Gather all lines in the records below that include the word "this".

Rows from a dataset of pages and code:
======

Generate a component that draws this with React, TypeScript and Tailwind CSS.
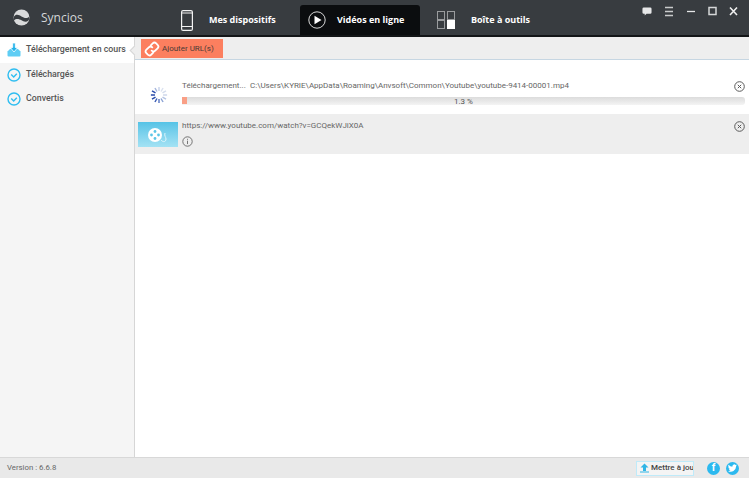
function Spinner() {
  const spokes = [0, 30, 60, 90, 120, 150, 180, 210, 240, 270, 300, 330];
  const colors = ["#c8d3ea", "#dbe2f0", "#d5dded", "#ccd6ea", "#b5c4e3", "#8ba2d4", "#5a78c2", "#3a5cb6", "#2448a8", "#1e40a6", "#2a4cab", "#a5b6dd"];
  return (
    <svg width="18" height="18" viewBox="0 0 20 20">
      {spokes.map((a, i) => (
        <line key={a} x1="10" y1="1" x2="10" y2="5.5" stroke={colors[i]} strokeWidth="1.6" transform={`rotate(${a} 10 10)`} />
      ))}
    </svg>
  );
}

function CloseCircle() {
  return (
    <svg width="11" height="11" viewBox="0 0 11 11" fill="none" stroke="#5a5a5a" strokeWidth="1">
      <circle cx="5.5" cy="5.5" r="4.8" />
      <path d="M3.8 3.8l3.4 3.4M7.2 3.8L3.8 7.2" />
    </svg>
  );
}

function CheckCircle() {
  return (
    <svg width="14" height="14" viewBox="0 0 14 14" fill="none" stroke="#2fbdf0" strokeWidth="1.4">
      <circle cx="7" cy="7" r="6" />
      <path d="M4.200 6.600L6.700 9l3.100-3.200" />
    </svg>
  );
}

function DownloadTray() {
  return (
    <svg width="14" height="14" viewBox="0 0 14 14">
      <path d="M0.500 8.500L3 6h8l2.500 2.500v4a1 1 0 0 1-1 1h-11a1 1 0 0 1-1-1z" fill="#5fcdf4" />
      <path d="M5.700 0h2.600v4.500h2.400L7 9 3.300 4.500h2.400z" fill="#22b2ea" stroke="#fff" strokeWidth="0.800" />
    </svg>
  );
}

function FilmThumb() {
  return (
    <div className="flex h-[25px] w-[40px] items-center justify-center bg-gradient-to-b from-[#55c3e6] to-[#a3e2f4]">
      <svg width="24" height="20" viewBox="0 0 24 20" fill="none">
        <circle cx="9" cy="10" r="7" fill="#fff" />
        <circle cx="9" cy="6.500" r="1.400" fill="#5cc5e6" />
        <circle cx="9" cy="13.500" r="1.400" fill="#5cc5e6" />
        <circle cx="5.500" cy="10" r="1.400" fill="#5cc5e6" />
        <circle cx="12.500" cy="10" r="1.400" fill="#5cc5e6" />
        <path d="M15 15c2 2.500 5 2 5-1 0-2-2-3-1-6" stroke="#e0f6fc" strokeWidth="1" />
      </svg>
    </div>
  );
}

export default function App() {
  return (
    <div className="flex h-[478px] w-[749px] flex-col overflow-hidden bg-white font-['Roboto',sans-serif] text-[#555]">
      {/* Title bar */}
      <header className="flex h-[37px] shrink-0 items-end border-b-2 border-[#131517] bg-[#383c40]">
        <div className="flex h-[35px] w-[181px] items-center pl-[13px]">
          <svg width="17" height="17" viewBox="0 0 17 17" className="mr-[11px]">
            <circle cx="8.500" cy="8.500" r="8" fill="#d9dadb" />
            <path d="M0.700 8C3 4.500 6 6 8.500 7.500S14 10 16.300 7.500c.3 2-.3 3-.8 4-2.500 2-5 1-7-.2S3 9 1 11.500C.6 10.500.6 9 .7 8z" fill="#383c40" />
          </svg>
          <span className="font-['Open_Sans',sans-serif] text-[12px] text-[#d5d7d8]">Syncios</span>
        </div>
        <div className="flex h-[30px] w-[119px] items-center">
          <svg width="12" height="21" viewBox="0 0 12 21" className="mr-[16px]" fill="none" stroke="#f2f2f2" strokeWidth="1.200">
            <rect x="0.600" y="0.600" width="10.800" height="19.800" rx="1.500" />
            <path d="M0.600 16.500h10.800M0.600 3h10.800" />
          </svg>
          <span className="font-['Open_Sans',sans-serif] text-[9px] font-bold text-white">Mes dispositifs</span>
        </div>
        <div className="flex h-[30px] w-[120px] items-center rounded-t-[3px] bg-[#0b0d0f]">
          <svg width="18" height="18" viewBox="0 0 18 18" className="ml-[8px] mr-[11px]">
            <circle cx="9" cy="9" r="8.200" fill="none" stroke="#d8d8d8" strokeWidth="1" />
            <path d="M6.500 4.800L13.500 9l-7 4.200z" fill="#fff" />
          </svg>
          <span className="font-['Open_Sans',sans-serif] text-[9px] font-bold text-white">Vidéos en ligne</span>
        </div>
        <div className="flex h-[30px] items-center pl-[17px]">
          <svg width="18" height="18" viewBox="0 0 18 18" className="mr-[16px]" fill="none" stroke="#9a9c9e" strokeWidth="1">
            <rect x="0.500" y="0.500" width="7" height="8" />
            <rect x="0.500" y="9.500" width="7" height="8" />
            <rect x="10.500" y="0.500" width="7" height="8" />
            <rect x="10.500" y="9.500" width="7" height="8" fill="#fff" stroke="#fff" />
          </svg>
          <span className="font-['Open_Sans',sans-serif] text-[9px] font-bold text-white">Boîte à outils</span>
        </div>
        <div className="ml-auto flex h-[35px] items-start gap-[12px] pr-[11px] pt-[6px]">
          <svg width="10" height="11" viewBox="0 0 11 11">
            <path d="M2 1h7a1.500 1.500 0 0 1 1.500 1.500v4A1.500 1.500 0 0 1 9 8H5L3 10V8H2A1.500 1.500 0 0 1 .5 6.500v-4A1.500 1.500 0 0 1 2 1z" fill="#e6e7e8" />
          </svg>
          <svg width="10" height="11" viewBox="0 0 10 11" stroke="#c9cbcc" strokeWidth="1.300">
            <path d="M1 1.500h8M1 5.500h8M1 9.500h8" />
          </svg>
          <svg width="10" height="11" viewBox="0 0 10 11" stroke="#e6e7e8" strokeWidth="1.300">
            <path d="M1 5.500h8" />
          </svg>
          <svg width="9" height="11" viewBox="0 0 9 11" fill="none" stroke="#d5d7d8" strokeWidth="1.500">
            <rect x="1" y="1.500" width="7" height="7" />
          </svg>
          <svg width="9" height="11" viewBox="0 0 9 11" stroke="#f0f0f0" strokeWidth="1.600">
            <path d="M1 1.500l7 7.500M8 1.500L1 9" />
          </svg>
        </div>
      </header>

      <div className="flex min-h-0 flex-1">
        {/* Sidebar */}
        <aside className="w-[135px] shrink-0 whitespace-nowrap border-r border-[#d6d6d6] bg-[#f5f5f5] text-[8.800px] font-medium text-[#555]">
          <div className="relative flex h-[26px] items-center gap-[5px] bg-white pl-[7px]">
            <DownloadTray />
            <span>Téléchargement en cours</span>
            <div className="absolute right-[-4px] top-[10px] h-[7px] w-[7px] rotate-45 border-b border-l border-[#d6d6d6] bg-[#eeeeee]" />
          </div>
          <div className="flex h-[24px] items-center gap-[5px] pl-[7px]">
            <CheckCircle />
            <span>Téléchargés</span>
          </div>
          <div className="flex h-[24px] items-center gap-[5px] pl-[7px]">
            <CheckCircle />
            <span>Convertis</span>
          </div>
        </aside>

        {/* Main panel */}
        <main className="flex min-w-0 flex-1 flex-col">
          <div className="flex h-[23px] shrink-0 items-start border-b border-[#c6d6e2] bg-[#eeeeee] pl-[6px] pt-[2px]">
            <button type="button" className="flex h-[19px] w-[82px] items-center bg-[#fc7f5f] pl-[3px] text-[8px] text-[#4a3a36]">
              <svg width="16" height="16" viewBox="0 0 16 16" fill="none" stroke="#fff" strokeWidth="1.800" strokeLinecap="round">
                <path d="M6.800 4.300l1.900-1.900a2.500 2.500 0 0 1 3.500 0l1.400 1.400a2.500 2.500 0 0 1 0 3.500l-2.400 2.400a2.500 2.500 0 0 1-3.500 0" />
                <path d="M9.200 11.700l-1.900 1.900a2.500 2.500 0 0 1-3.500 0L2.400 12.200a2.500 2.500 0 0 1 0-3.500l2.400-2.400a2.500 2.500 0 0 1 3.500 0" />
              </svg>
              <span className="ml-[2px]">Ajouter URL(s)</span>
            </button>
          </div>

          <div className="flex h-[54px] shrink-0 pl-[15px] pt-[16px]">
            <div className="mt-[10px] w-[32px] shrink-0">
              <Spinner />
            </div>
            <div className="min-w-0 flex-1 pr-[4px]">
              <div className="flex h-[20px] items-center justify-between text-[8px] text-[#666]">
                <div className="flex">
                  <span className="w-[68px]">Téléchargement...</span>
                  <span>C:\Users\KYRIE\AppData\Roaming\Anvsoft\Common\Youtube\youtube-9414-00001.mp4</span>
                </div>
                <CloseCircle />
              </div>
              <div className="relative mt-[1px] h-[8px] rounded-r-[3px] bg-gradient-to-b from-[#dcdcdc] to-[#f4f4f4]">
                <div className="h-[7px] w-[5px] bg-[#f99f86]" />
                <span className="absolute inset-0 text-center text-[8px] leading-[9px] text-[#555]">1.3 %</span>
              </div>
            </div>
          </div>

          <div className="flex h-[40px] shrink-0 bg-[#eeeeee] pl-[3px]">
            <div className="mt-[8px] w-[44px] shrink-0">
              <FilmThumb />
            </div>
            <div className="min-w-0 flex-1 pr-[4px] pt-[6px]">
              <div className="flex h-[12px] items-center justify-between text-[8px] text-[#666]">
                <span>https://www.youtube.com/watch?v=GCQekWJiX0A</span>
                <CloseCircle />
              </div>
              <svg width="11" height="11" viewBox="0 0 11 11" className="mt-[4px]" fill="none" stroke="#666" strokeWidth="0.900">
                <circle cx="5.500" cy="5.500" r="4.700" />
                <path d="M5.500 4.700v3.400M5.500 2.800v1" />
              </svg>
            </div>
          </div>
          <div className="flex-1 bg-white" />
        </main>
      </div>

      {/* Status bar */}
      <footer className="flex h-[21px] shrink-0 items-center border-t border-[#d8d8d8] bg-[#e9e9e9] pl-[7px] text-[7.800px] text-[#666]">
        <span>Version : 6.6.8</span>
        <div className="ml-auto flex h-[15px] w-[58px] items-center overflow-hidden whitespace-nowrap border border-[#bfeaf9] bg-[#f4f4f4] pl-[2px] text-[8px] font-medium text-[#444]">
          <svg width="11" height="10" viewBox="0 0 10 10" className="mr-[1px] shrink-0">
            <path d="M5 .5L9 4.500H6.500V8h-3V4.500H1zM.5 8.500h9v1h-9z" fill="#2fb5e6" />
          </svg>
          Mettre à jou
        </div>
        <div className="ml-[13px] flex h-[13px] w-[13px] items-center justify-center rounded-full bg-[#2cb9ef] text-[10px] font-bold leading-none text-white">f</div>
        <div className="ml-[6px] mr-[10px] flex h-[13px] w-[13px] items-center justify-center rounded-full bg-[#2cb9ef]">
          <svg width="9" height="8" viewBox="0 0 24 20" fill="#fff">
            <path d="M23.900 2.800c-.9.400-1.800.7-2.800.8 1-.6 1.800-1.600 2.200-2.700-1 .6-2 1-3.100 1.200A4.900 4.900 0 0 0 11.800 6.600 14 14 0 0 1 1.600 1.500a4.900 4.900 0 0 0 1.500 6.600c-.8 0-1.600-.2-2.200-.6 0 2.400 1.700 4.400 3.900 4.900-.7.200-1.500.2-2.200.1.600 2 2.400 3.400 4.600 3.400A9.900 9.900 0 0 1 0 17.900 14 14 0 0 0 21.500 5.500c1-.7 1.800-1.600 2.400-2.700z" />
          </svg>
        </div>
      </footer>
    </div>
  );
}
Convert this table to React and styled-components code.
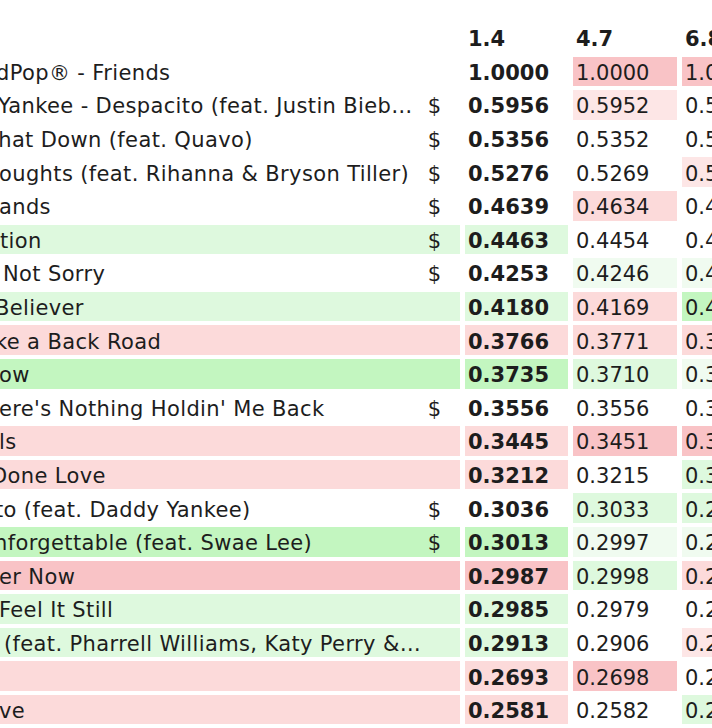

======

_IN RESPONSE:_
Generate a component that draws this with React, TypeScript and Tailwind CSS.
Convert this table to React and styled-components code.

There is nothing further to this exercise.